How did you come up with the idea for the show?
I’ve always been conscious of the stereotypes people have about Indians. I have had non-Indians say that Indians are “dirty tongues twisters” right in front of me on many occasions. And I do have a law degree. I did the University of London’s external program at Vanto Academy here in Kuala Lumpur in the late 1990s.
You approach racial relations in quite a direct way in this show. Why is this important?

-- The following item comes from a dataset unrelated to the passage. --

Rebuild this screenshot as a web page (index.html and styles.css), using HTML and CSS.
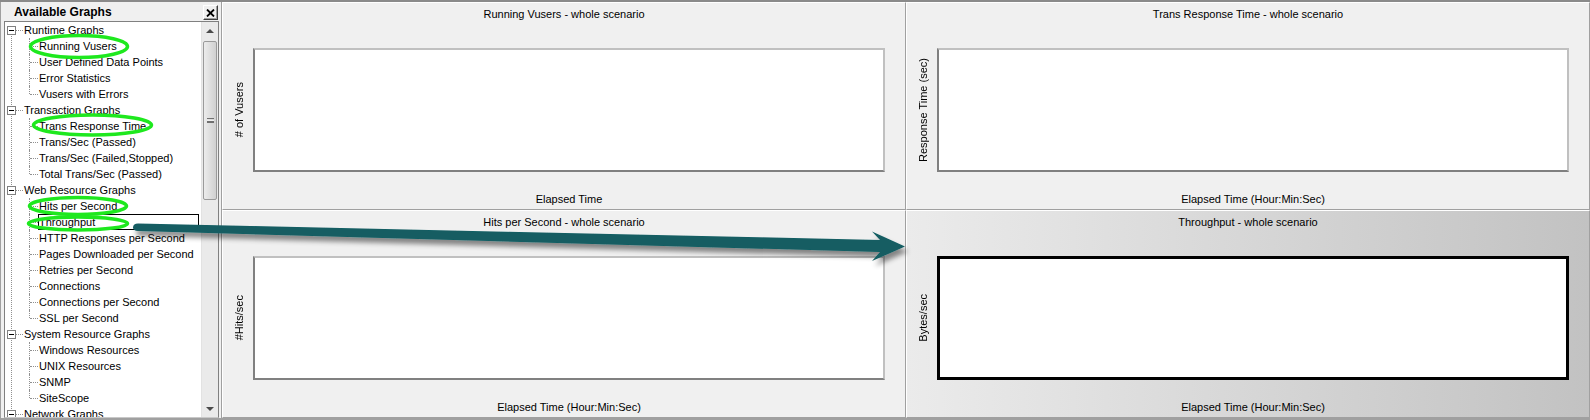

Being subtle has its place. But sometimes, it is equally important to demand justice. In Malaysia and Singapore, we live in relative peace, which means we avoid friction with other races by swallowing racial slurs. In Indian Lawyers, we bring out racial slurs openly with humor. People realize they are not really antagonistic towards one another but instead laugh at themselves for stereotyping. They find out that much of stereotyping can be attributed to “mental typo errors.”
Share an interesting or funny incident that happened while you were rehearsing.
Well, many funny incidents actually happened in between or after the rehearsals. The actors would put to practice what they learned for the show. While having a break at a Mamak stall, they’d pretend to be lawyers and discuss law (especially when there were pretty girls sitting nearby).
If there’s one thing you’d like audiences to take away from the show, what would it be?
A wow feeling.
Indian Lawyers is on August 23-26 at Blue Room, The Arts House.